=== Your objective ===
Locate all lines with the word "page" and copy them out.

=== Records for this exercise ===
##########
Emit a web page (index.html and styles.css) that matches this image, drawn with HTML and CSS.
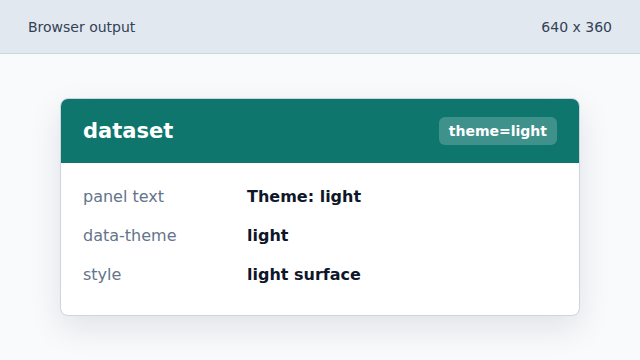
FILE: index.html
```html
<!DOCTYPE html>
<html lang="en">
<head>
<meta charset="utf-8">
<title>dataset</title>
<link rel="stylesheet" href="styles.css">
</head>
<body>
<header class="topbar">
  <span class="topbar-title">Browser output</span>
  <span class="topbar-size">640 x 360</span>
</header>
<main class="stage">
  <section class="card">
    <div class="card-head">
      <h1 class="card-title">dataset</h1>
      <span class="badge">theme=light</span>
    </div>
    <dl class="rows">
      <dt class="label">panel text</dt>
      <dd class="value">Theme: light</dd>
      <dt class="label">data-theme</dt>
      <dd class="value">light</dd>
      <dt class="label">style</dt>
      <dd class="value">light surface</dd>
    </dl>
  </section>
</main>
</body>
</html>
```
FILE: styles.css
```css
* { box-sizing: border-box; }
html, body { margin: 0; padding: 0; }
body {
  width: 640px;
  height: 360px;
  overflow: hidden;
  background: #f8fafc;
  font-family: "DejaVu Sans", "Liberation Sans", sans-serif;
  color: #0f172a;
}
.topbar {
  height: 54px;
  background: #e2e8f0;
  border-bottom: 1px solid #cbd5e1;
  display: flex;
  align-items: center;
  justify-content: space-between;
  padding: 0 28px;
  font-size: 14px;
  color: #334155;
}
.stage {
  padding: 44px 60px 0;
}
.card {
  width: 520px;
  background: #ffffff;
  border: 1px solid #cbd5e1;
  border-radius: 8px;
  overflow: hidden;
  box-shadow: 0 12px 32px rgba(15, 23, 42, 0.10);
}
.card-head {
  background: #0f766e;
  display: flex;
  align-items: center;
  justify-content: space-between;
  padding: 18px 22px;
  height: 64px;
}
.card-title {
  margin: 0;
  font-size: 21px;
  font-weight: bold;
  color: #ffffff;
  line-height: 25px;
}
.badge {
  height: 28px;
  line-height: 28px;
  padding: 0 10px;
  border-radius: 6px;
  background: rgba(255, 255, 255, 0.2);
  color: #ffffff;
  font-size: 14px;
  font-weight: bold;
}
.rows {
  margin: 0;
  display: grid;
  grid-template-columns: 164px 1fr;
  row-gap: 15px;
  padding: 22px 22px 28px;
  font-size: 16px;
  line-height: 24px;
}
.label {
  margin: 0;
  color: #64748b;
}
.value {
  margin: 0;
  font-weight: bold;
  color: #0f172a;
}
```
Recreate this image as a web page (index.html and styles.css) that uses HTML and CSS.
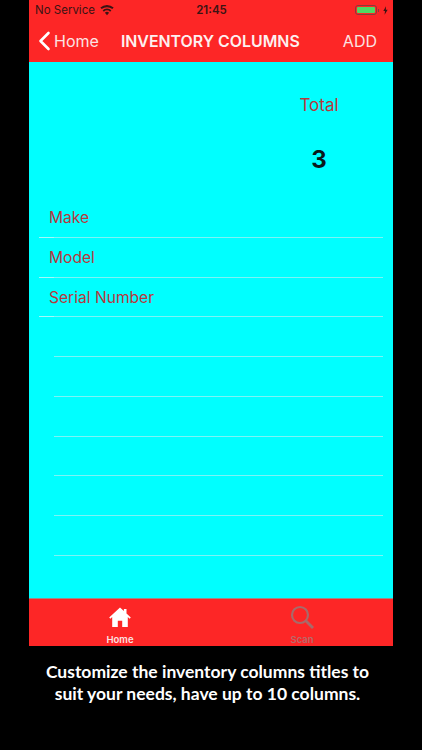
FILE: index.html
```html
<!DOCTYPE html>
<html lang="en">
<head>
    <meta charset="UTF-8">
    <meta name="viewport" content="width=device-width, initial-scale=1.0">
    <title>Inventory Columns</title>
    <link rel="stylesheet" href="styles.css">
</head>
<body>
    <div class="phone">
        <!-- status bar -->
        <div class="status-bar">
            <div class="status-left">
                <span>No Service</span>
                <svg class="wifi" viewBox="0 0 16 12" width="14" height="11">
                    <path d="M8 11.5 5.6 8.6a3.6 3.6 0 0 1 4.8 0z" fill="#3a1414"/>
                    <path d="M4.4 7.3 3 5.6a7.6 7.6 0 0 1 10 0l-1.4 1.7a5.5 5.5 0 0 0-7.2 0z" fill="#3a1414"/>
                    <path d="M1.9 4.4.4 2.7a11.5 11.5 0 0 1 15.2 0l-1.5 1.7a9.4 9.4 0 0 0-12.2 0z" fill="#3a1414"/>
                </svg>
            </div>
            <div class="status-time">21:45</div>
            <div class="status-right">
                <div class="battery"><div class="battery-fill"></div></div>
                <div class="battery-tip"></div>
                <svg class="bolt" viewBox="0 0 6 10" width="5" height="9">
                    <path d="M3.6 0 .4 5.6h2L1.9 10 5.6 4H3.4z" fill="#3a1414"/>
                </svg>
            </div>
        </div>

        <!-- nav bar -->
        <div class="nav-bar">
            <div class="nav-back">
                <svg viewBox="0 0 13 20" width="13" height="20">
                    <path d="M10.5 2 2.5 10l8 8" fill="none" stroke="#fff" stroke-width="2.6" stroke-linecap="round" stroke-linejoin="round"/>
                </svg>
                <span>Home</span>
            </div>
            <div class="nav-title">INVENTORY COLUMNS</div>
            <div class="nav-add">ADD</div>
        </div>

        <!-- content -->
        <div class="content">
            <div class="total">
                <div class="total-label">Total</div>
                <div class="total-value">3</div>
            </div>
            <div class="list">
                <div class="row row-full">Make</div>
                <div class="row row-full">Model</div>
                <div class="row row-full">Serial Number</div>
                <div class="row"></div>
                <div class="row"></div>
                <div class="row"></div>
                <div class="row"></div>
                <div class="row"></div>
                <div class="row"></div>
            </div>
        </div>

        <!-- tab bar -->
        <div class="tab-bar">
            <div class="tab tab-active">
                <svg viewBox="0 0 24 24" width="24" height="24">
                    <path d="M12 2.5 1.2 12.4l1.2 1.3 1.8-1.6V22h5.6v-6.2h4.4V22h5.6v-9.9l1.8 1.6 1.2-1.3L18.5 8.5V4h-2.6v2.1z" fill="#fff"/>
                </svg>
                <span>Home</span>
            </div>
            <div class="tab tab-off">
                <svg viewBox="0 0 24 24" width="24" height="24">
                    <circle cx="10" cy="10" r="8" fill="none" stroke="#a86a6a" stroke-width="2.2"/>
                    <path d="M15.8 15.8 23 23" fill="none" stroke="#a86a6a" stroke-width="2.8"/>
                </svg>
                <span>Scan</span>
            </div>
        </div>
    </div>

    <p class="caption">Customize the inventory columns titles to<br>suit your needs, have up to 10 columns.</p>
</body>
</html>
```

FILE: styles.css
```css
html, body {
    margin: 0;
    padding: 0;
    background: #000;
    height: 750px;
    overflow: hidden;
}

.phone {
    width: 364px;
    margin-left: 29px;
    font-family: Inter, "Liberation Sans", sans-serif;
}

/* status bar */
.status-bar {
    height: 20px;
    background: #fd2626;
    color: #3a1414;
    font-size: 11.5px;
    display: grid;
    grid-template-columns: 1fr auto 1fr;
    align-items: center;
    padding: 0 5px 0 6px;
}

.status-left {
    display: flex;
    align-items: center;
    gap: 5px;
}

.status-time {
    font-weight: 600;
    font-size: 11.5px;
}

.status-right {
    display: flex;
    align-items: center;
    justify-content: flex-end;
}

.battery {
    width: 22px;
    height: 10px;
    border: 1px solid #8a3a3a;
    border-radius: 3px;
    padding: 1px;
    box-sizing: border-box;
    display: flex;
}

.battery-fill {
    flex: 1;
    background: #4fd964;
    border-radius: 1px;
}

.battery-tip {
    width: 1px;
    height: 3px;
    background: #8a3a3a;
    margin: 0 4px 0 1px;
}

/* nav bar */
.nav-bar {
    height: 42px;
    background: #fd2626;
    color: #fff;
    display: flex;
    align-items: center;
    justify-content: space-between;
    font-size: 16px;
    padding: 0 16px 0 9px;
}

.nav-back {
    display: flex;
    align-items: center;
    gap: 3px;
    color: #fbe3e3;
}

.nav-title {
    font-weight: 600;
    font-size: 15.9px;
    margin-right: 21px;
    color: #fdf0f0;
}

.nav-add {
    color: #fbe3e3;
}

/* content */
.content {
    height: 536px;
    background: #00ffff;
    box-sizing: border-box;
    padding-top: 33px;
}

.total {
    width: 80px;
    margin-left: 250px;
    text-align: center;
}

.total-label {
    color: #b8383c;
    font-size: 17px;
    line-height: 21px;
}

.total-value {
    color: #0a1a1a;
    font-size: 24px;
    font-weight: 700;
    line-height: 30px;
    margin-top: 29px;
}

.list {
    margin-top: 23px;
}

.row {
    height: 39.75px;
    box-sizing: border-box;
    margin: 0 10px 0 25px;
    border-bottom: 1px solid #7df3f5;
    color: #b8383c;
    font-size: 15.6px;
    line-height: 40px;
}

.row-full {
    position: relative;
    margin-left: 10px;
    padding-left: 10px;
}

/* small lighter stub where the separator runs past the inset */
.row-full::after {
    content: "";
    position: absolute;
    left: 0;
    bottom: -1px;
    width: 15px;
    height: 1px;
    background: #a5f7f8;
}

/* tab bar */
.tab-bar {
    height: 48px;
    background: #fd2626;
    display: flex;
    border-top: 1px solid #9a8a8a;
    box-sizing: border-box;
}

.tab {
    flex: 1;
    display: flex;
    flex-direction: column;
    align-items: center;
    font-size: 9.5px;
    font-weight: 600;
    padding-top: 6px;
}

.tab span {
    line-height: 13px;
    margin-top: 4px;
}

.tab-active {
    color: #fbe3e3;
}

.tab-off {
    color: #b86a6a;
}

/* caption */
.caption {
    margin: 15px 0 0;
    padding-right: 7px;
    text-align: center;
    color: #fff;
    font-family: Lato, "Open Sans", sans-serif;
    font-weight: 700;
    font-size: 17.5px;
    line-height: 22px;
}
```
##########
=== Answer to this exercise ===
Emit a web page (index.html and styles.css) that matches this image, drawn with HTML and CSS.
Recreate this image as a web page (index.html and styles.css) that uses HTML and CSS.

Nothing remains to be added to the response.